____ Dataset records

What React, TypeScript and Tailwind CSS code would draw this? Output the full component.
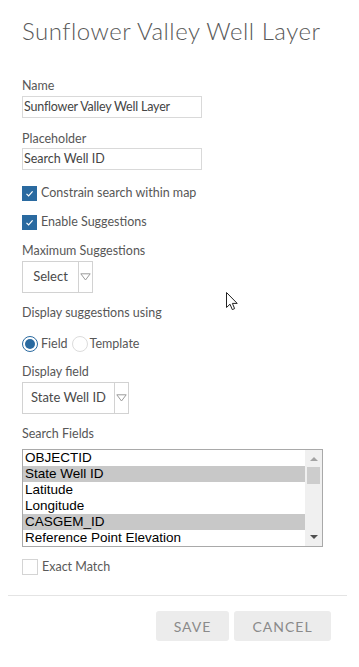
import React from "react";

const font = { fontFamily: "Lato, 'Open Sans', sans-serif" };

function Check({ checked }: { checked: boolean }) {
  return checked ? (
    <div className="w-[15px] h-[15px] bg-[#2a6aa0] flex items-center justify-center shrink-0">
      <svg width="11" height="11" viewBox="0 0 11 11">
        <path d="M2.5 5.8 L4.6 7.9 L8.6 3.4" stroke="#fff" strokeWidth="1.2" fill="none" />
      </svg>
    </div>
  ) : (
    <div className="w-[16px] h-[16px] border border-[#d4d4d4] bg-white shrink-0" />
  );
}

function Arrow() {
  return (
    <svg width="11" height="8" viewBox="0 0 11 8">
      <path d="M0.8 0.8 L10.2 0.8 L5.5 7 Z" stroke="#9a9a9a" strokeWidth="1" fill="none" />
    </svg>
  );
}

function Select({ label, w, lw }: { label: string; w: string; lw: string }) {
  return (
    <div className={`flex h-[32px] border border-[#d2d2d2] bg-white ${w}`}>
      <div className={`flex items-center justify-center text-[13px] text-[#4a4a4a] ${lw}`}>{label}</div>
      <div className="flex-1 border-l border-[#d2d2d2] flex items-center justify-center">
        <Arrow />
      </div>
    </div>
  );
}

export default function App() {
  const rows = [
    { t: "OBJECTID", s: false },
    { t: "State Well ID", s: true },
    { t: "Latitude", s: false },
    { t: "Longitude", s: false },
    { t: "CASGEM_ID", s: true },
    { t: "Reference Point Elevation", s: false },
  ];
  return (
    <div className="relative w-[359px] h-[667px] bg-white overflow-hidden text-[#575757]" style={font}>
      <div className="pl-[22px] flex flex-col">
        <div className="mt-[17px] text-[24px] leading-[28px] font-light text-[#595959] tracking-[0.5px]">
          Sunflower Valley Well Layer
        </div>
        <div className="mt-[33px] text-[12.5px] leading-[16px]">Name</div>
        <div className="mt-[2px] w-[180px] h-[22px] border border-[#d9d9d9] flex items-center pl-[1px] text-[12.5px] text-[#444] tracking-[-0.2px]">
          Sunflower Valley Well Layer
        </div>
        <div className="mt-[13px] text-[12.5px] leading-[16px]">Placeholder</div>
        <div className="mt-[1px] w-[180px] h-[22px] border border-[#d9d9d9] flex items-center pl-[1px] text-[12.5px] text-[#444]">
          Search Well ID
        </div>
        <div className="mt-[15px] flex items-center gap-[4px] h-[16px] text-[12.5px]">
          <Check checked />
          <span>Constrain search within map</span>
        </div>
        <div className="mt-[13px] flex items-center gap-[4px] h-[16px] text-[12.5px]">
          <Check checked />
          <span>Enable Suggestions</span>
        </div>
        <div className="mt-[13px] text-[12.5px] leading-[16px]">Maximum Suggestions</div>
        <div className="mt-[2px]">
          <Select label="Select" w="w-[71px]" lw="w-[55px]" />
        </div>
        <div className="mt-[12px] text-[12.5px] leading-[16px]">Display suggestions using</div>
        <div className="mt-[14px] flex items-center h-[18px] text-[12.5px]">
          <div className="w-[16px] h-[16px] rounded-full border border-[#2a6aa0] flex items-center justify-center">
            <div className="w-[10px] h-[10px] rounded-full bg-[#2a6aa0]" />
          </div>
          <span className="ml-[3px]">Field</span>
          <div className="ml-[4px] w-[16px] h-[16px] rounded-full border border-[#dcdcdc]" />
          <span className="ml-[2px]">Template</span>
        </div>
        <div className="mt-[11px] text-[12.5px] leading-[16px]">Display field</div>
        <div className="mt-[2px]">
          <Select label="State Well ID" w="w-[107px]" lw="w-[91px]" />
        </div>
        <div className="mt-[12px] text-[12.5px] leading-[16px]">Search Fields</div>
        <div
          className="mt-[7px] w-[301px] h-[98px] border border-[#a9a9a9] flex text-[13.5px] text-black"
          style={{ fontFamily: "'Liberation Sans', Arial, sans-serif" }}
        >
          <div className="flex-1 flex flex-col">
            {rows.map((r) => (
              <div key={r.t} className={`h-[16px] leading-[15px] pl-[2px] ${r.s ? "bg-[#c8c8c8]" : ""}`}>
                {r.t}
              </div>
            ))}
          </div>
          <div className="w-[17px] bg-[#f0f0f0] flex flex-col items-center">
            <div className="h-[17px] flex items-center justify-center">
              <svg width="8" height="5" viewBox="0 0 8 5">
                <path d="M0 5 L4 1 L8 5 Z" fill="#a3a3a3" />
              </svg>
            </div>
            <div className="w-[13px] h-[17px] bg-[#cdcdcd]" />
            <div className="flex-1" />
            <div className="h-[17px] flex items-center justify-center">
              <svg width="8" height="5" viewBox="0 0 8 5">
                <path d="M0 0 L8 0 L4 4 Z" fill="#505050" />
              </svg>
            </div>
          </div>
        </div>
        <div className="mt-[12px] flex items-center gap-[4px] h-[16px] text-[12.5px]">
          <Check checked={false} />
          <span className="text-[#5a5a5a]">Exact Match</span>
        </div>
      </div>
      <div className="mt-[20px] mx-[8px] w-[339px] h-px bg-[#e4e4e4]" />
      <div className="mt-[15px] flex justify-end gap-[5px] pr-[28px]">
        <button className="w-[73px] h-[30px] rounded-[3px] bg-[#ececec] text-[#8a8a8a] text-[14px] tracking-[1px]">
          SAVE
        </button>
        <button className="w-[97px] h-[30px] rounded-[3px] bg-[#ececec] text-[#8a8a8a] text-[14px] tracking-[1px]">
          CANCEL
        </button>
      </div>
      <svg className="absolute left-[226px] top-[292px]" width="13" height="20" viewBox="0 0 13 20">
        <path
          d="M0.5 0.5 L0.5 15.5 L4 12.2 L6.3 17.6 L8.6 16.6 L6.4 11.4 L11.2 11.4 Z"
          fill="#fff"
          stroke="#222"
          strokeWidth="1"
          strokeLinejoin="round"
        />
      </svg>
    </div>
  );
}
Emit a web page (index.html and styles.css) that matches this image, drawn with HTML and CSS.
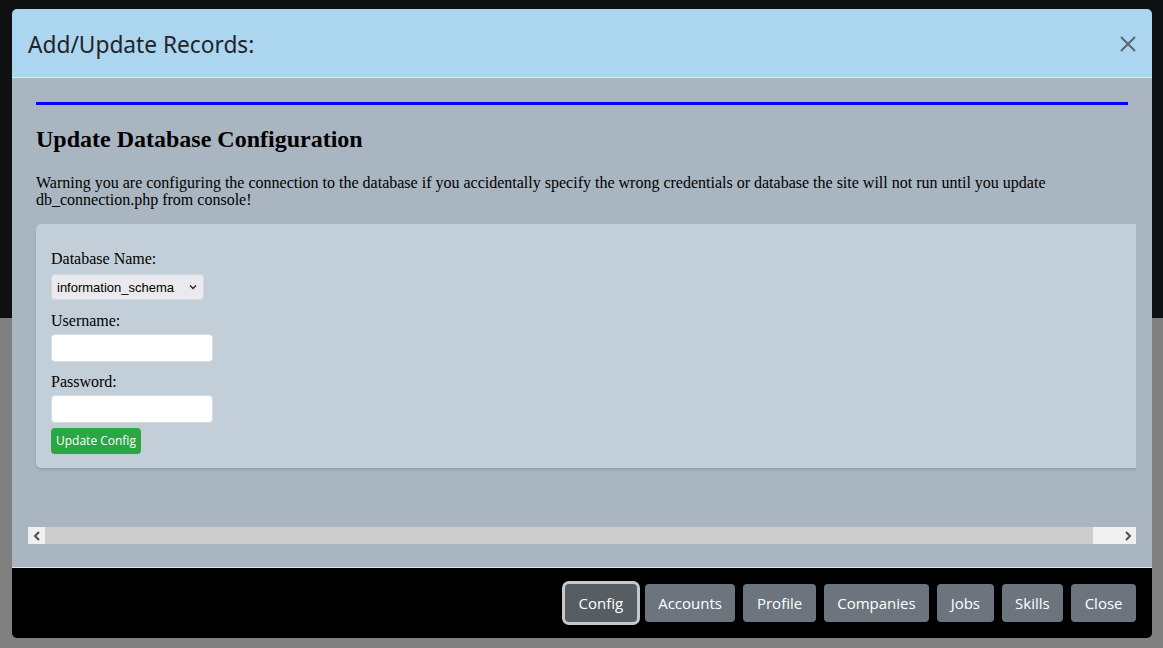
FILE: index.html
```html
<!DOCTYPE html>
<html>
<head>
<meta charset="utf-8">
<link rel="stylesheet" href="styles.css">
</head>
<body>
<div class="backdrop"></div>
<div class="modal">
  <div class="modal-header">
    <div class="modal-title">Add/Update Records:</div>
    <div class="close-x">
      <svg width="16" height="16" viewBox="0 0 16 16"><path d="M1 1 L15 15 M15 1 L1 15" stroke="#5b6670" stroke-width="2" fill="none"/></svg>
    </div>
  </div>
  <div class="modal-body">
    <div class="frame">
      <div class="viewport">
        <div class="doc">
          <div class="rule"></div>
          <h2 class="doc-title">Update Database Configuration</h2>
          <p class="warning">Warning you are configuring the connection to the database if you accidentally specify the wrong credentials or database the site will not run until you update db_connection.php from console!</p>
          <div class="card">
            <div class="field-label">Database Name:</div>
            <div class="select">information_schema
              <svg width="8" height="6" viewBox="0 0 8 6"><path d="M1 1.5 L4 4.5 L7 1.5" stroke="#222" stroke-width="1.3" fill="none"/></svg>
            </div>
            <div class="field-label">Username:</div>
            <div class="input"></div>
            <div class="field-label">Password:</div>
            <div class="input"></div>
            <div class="btn-green">Update Config</div>
          </div>
        </div>
      </div>
      <div class="hscroll">
        <div class="sb-btn"><svg width="8" height="10" viewBox="0 0 8 10"><path d="M6 1 L2 5 L6 9" stroke="#505050" stroke-width="2" fill="none"/></svg></div>
        <div class="sb-thumb"></div>
        <div class="sb-track"></div>
        <div class="sb-btn"><svg width="8" height="10" viewBox="0 0 8 10"><path d="M2 1 L6 5 L2 9" stroke="#505050" stroke-width="2" fill="none"/></svg></div>
      </div>
    </div>
  </div>
  <div class="modal-footer">
    <div class="btn active">Config</div>
    <div class="btn">Accounts</div>
    <div class="btn">Profile</div>
    <div class="btn">Companies</div>
    <div class="btn">Jobs</div>
    <div class="btn">Skills</div>
    <div class="btn">Close</div>
  </div>
</div>
</body>
</html>
```
FILE: styles.css
```css
html, body {
  margin: 0;
  padding: 0;
}
body {
  width: 1163px;
  height: 648px;
  overflow: hidden;
  background: linear-gradient(to bottom, #0f1011 0, #0f1011 318px, #808080 318px, #808080 100%);
  font-family: "Open Sans", "Noto Sans", sans-serif;
  position: relative;
}
.backdrop {
  height: 648px;
}
.modal {
  position: absolute;
  left: 12px;
  top: 9px;
  width: 1140px;
  height: 629px;
  display: flex;
  flex-direction: column;
  border-radius: 5px;
  overflow: hidden;
}
.modal-header {
  height: 69px;
  flex: none;
  background: #acd5f0;
  border-bottom: 1px solid #dfe8ee;
  display: flex;
  align-items: center;
  justify-content: space-between;
  padding: 0 16px;
  box-sizing: border-box;
}
.modal-title {
  font-family: "Noto Sans", "Open Sans", sans-serif;
  font-size: 22.7px;
  color: #212529;
  padding-top: 2px;
}
.close-x {
  display: flex;
  padding-top: 2px;
}
.modal-body {
  height: 490px;
  flex: none;
  background: #a9b6c1;
  border-bottom: 1px solid #dfe6ec;
  padding: 16px 16px 0 16px;
  box-sizing: border-box;
}
.frame {
  width: 1108px;
  height: 450px;
  display: flex;
  flex-direction: column;
}
.viewport {
  flex: 1;
  overflow: hidden;
}
.doc {
  padding: 8px 0 0 8px;
  width: 1092px;
  font-family: "Liberation Serif", serif;
  color: #000;
}
.rule {
  height: 3px;
  background: #0000ff;
}
.doc-title {
  font-size: 24px;
  font-weight: bold;
  margin: 20px 0 0 0;
  line-height: 28px;
}
.warning {
  font-size: 16px;
  line-height: 17px;
  margin: 21px 0 0 0;
}
.card {
  margin-top: 16px;
  width: 1110px;
  height: 244px;
  box-sizing: border-box;
  background: #c3cfd8;
  border-radius: 5px;
  box-shadow: 0 2px 3px rgba(0,0,0,0.12);
  padding: 25px 15px 0 15px;
  display: flex;
  flex-direction: column;
  align-items: flex-start;
}
.field-label {
  font-size: 16px;
  line-height: 19px;
}
.select {
  margin-top: 6px;
  margin-bottom: 11px;
  width: 153px;
  height: 26px;
  box-sizing: border-box;
  background: #e9e9ee;
  border: 1px solid #d5d8dc;
  border-radius: 4px;
  display: flex;
  align-items: center;
  justify-content: space-between;
  padding: 0 6px 0 5px;
  font-family: "Liberation Sans", Arial, sans-serif;
  font-size: 13px;
  color: #000;
}
.input {
  margin-top: 4px;
  margin-bottom: 10px;
  width: 162px;
  height: 28px;
  box-sizing: border-box;
  background: #fff;
  border: 1px solid #d8dcdf;
  border-radius: 4px;
}
.input + .btn-green {
  margin-top: -5px;
}
.btn-green {
  background: #28a745;
  color: #fff;
  font-family: "Open Sans", sans-serif;
  font-size: 12px;
  height: 26px;
  line-height: 26px;
  padding: 0 5px;
  border-radius: 4px;
}
.hscroll {
  height: 17px;
  flex: none;
  display: flex;
  background: #f0f0f0;
}
.sb-btn {
  width: 17px;
  display: flex;
  align-items: center;
  justify-content: center;
}
.sb-thumb {
  width: 1048px;
  background: #cdcdcd;
}
.sb-track {
  flex: 1;
}
.modal-footer {
  flex: 1;
  background: #000;
  display: flex;
  justify-content: flex-end;
  align-items: flex-start;
  gap: 8px;
  padding: 16px 16px 0 16px;
}
.btn {
  height: 38px;
  box-sizing: border-box;
  padding: 0 13.5px;
  background: #6c757d;
  color: #fff;
  font-family: "Open Sans", sans-serif;
  font-size: 15px;
  display: flex;
  align-items: center;
  border-radius: 4px;
}
.btn.active {
  background: #565e64;
  box-shadow: 0 0 0 3px #c6c9cc;
}
```
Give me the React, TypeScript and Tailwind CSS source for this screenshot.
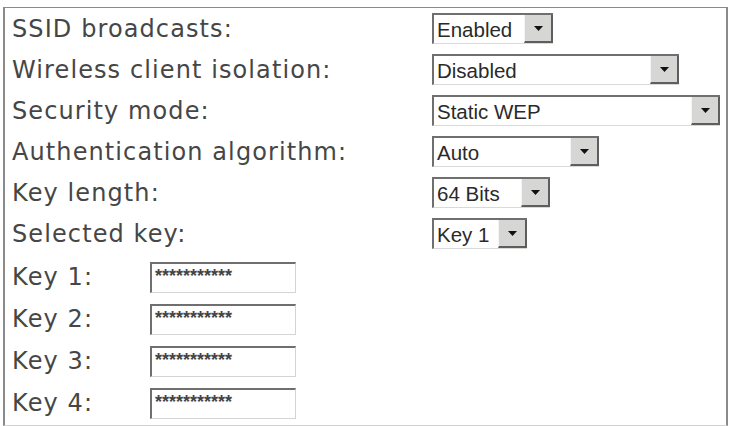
import React from 'react';

// --- classic sunken select box with a raised arrow button ---
const Dropdown: React.FC<{ value: string; width: string }> = ({ value, width }) => (
    <div className={`${width} h-[31px] flex bg-white border-t-2 border-l-2 border-[#6f6f6f] border-b border-b-[#d9d9d9]`}>
        <span className="flex-1 pl-[3px] leading-[29px] text-[20.5px] text-[#2a2a2a] whitespace-nowrap overflow-hidden font-['Liberation_Sans',Arial,sans-serif]">
            {value}
        </span>
        <div className="w-[29px] h-full flex items-center justify-center bg-[#d6d6d4] border-l border-l-[#f4f4f4] border-r-2 border-r-[#5e5e5e] border-b-2 border-b-[#5e5e5e] -mb-px">
            <svg width="9" height="5" viewBox="0 0 9 5">
                <path d="M0 0 L9 0 L4.5 5 Z" fill="#111" />
            </svg>
        </div>
    </div>
);

const KeyInput: React.FC = () => (
    <div className="w-[146px] h-[31px] bg-white border-t-2 border-l-2 border-[#6f6f6f] border-r border-b border-r-[#d4d4d4] border-b-[#d4d4d4]">
        <span className="block pl-[3px] pt-[3px] leading-[18px] text-[18px] font-bold text-[#444] font-['Liberation_Sans',Arial,sans-serif]">
            ***********
        </span>
    </div>
);

const Label: React.FC<{ children: React.ReactNode }> = ({ children }) => (
    <span className="text-[24px] tracking-[1.1px] text-[#464646] font-['DejaVu_Sans',Verdana,sans-serif] whitespace-nowrap">{children}</span>
);

const selectRows: { label: string; value: string; width: string }[] = [
    { label: 'SSID broadcasts:', value: 'Enabled', width: 'w-[121px]' },
    { label: 'Wireless client isolation:', value: 'Disabled', width: 'w-[247px]' },
    { label: 'Security mode:', value: 'Static WEP', width: 'w-[288px]' },
    { label: 'Authentication algorithm:', value: 'Auto', width: 'w-[167px]' },
    { label: 'Key length:', value: '64 Bits', width: 'w-[118px]' },
    { label: 'Selected key:', value: 'Key 1', width: 'w-[95px]' },
];

export default function App() {
    return (
        <div className="w-[729px] h-[426px] bg-white overflow-hidden pt-[7px] pl-[3px]">
            <div className="w-[725px] h-[419px] flex flex-col border-t border-l-2 border-r-2 border-[#8a8a8a] border-b border-b-[#d2d2d2]">
                {selectRows.map(row => (
                    <div key={row.label} className="h-[41px] flex items-center">
                        <div className="w-[427px] pl-[7px]">
                            <Label>{row.label}</Label>
                        </div>
                        <Dropdown value={row.value} width={row.width} />
                    </div>
                ))}
                <div className="mt-[2px]">
                    {[1, 2, 3, 4].map(n => (
                        <div key={n} className="h-[42px] flex items-center">
                            <div className="w-[145px] pl-[7px]">
                                <Label>Key {n}:</Label>
                            </div>
                            <KeyInput />
                        </div>
                    ))}
                </div>
            </div>
        </div>
    );
}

________

▶ Task goal: Start at the line with "Give me the", stop at the line with "import React from 'react';", both lines included, and repeat that span exactly without its pictures.

▶ Solution below:
Give me the React, TypeScript and Tailwind CSS source for this screenshot.
import React from 'react';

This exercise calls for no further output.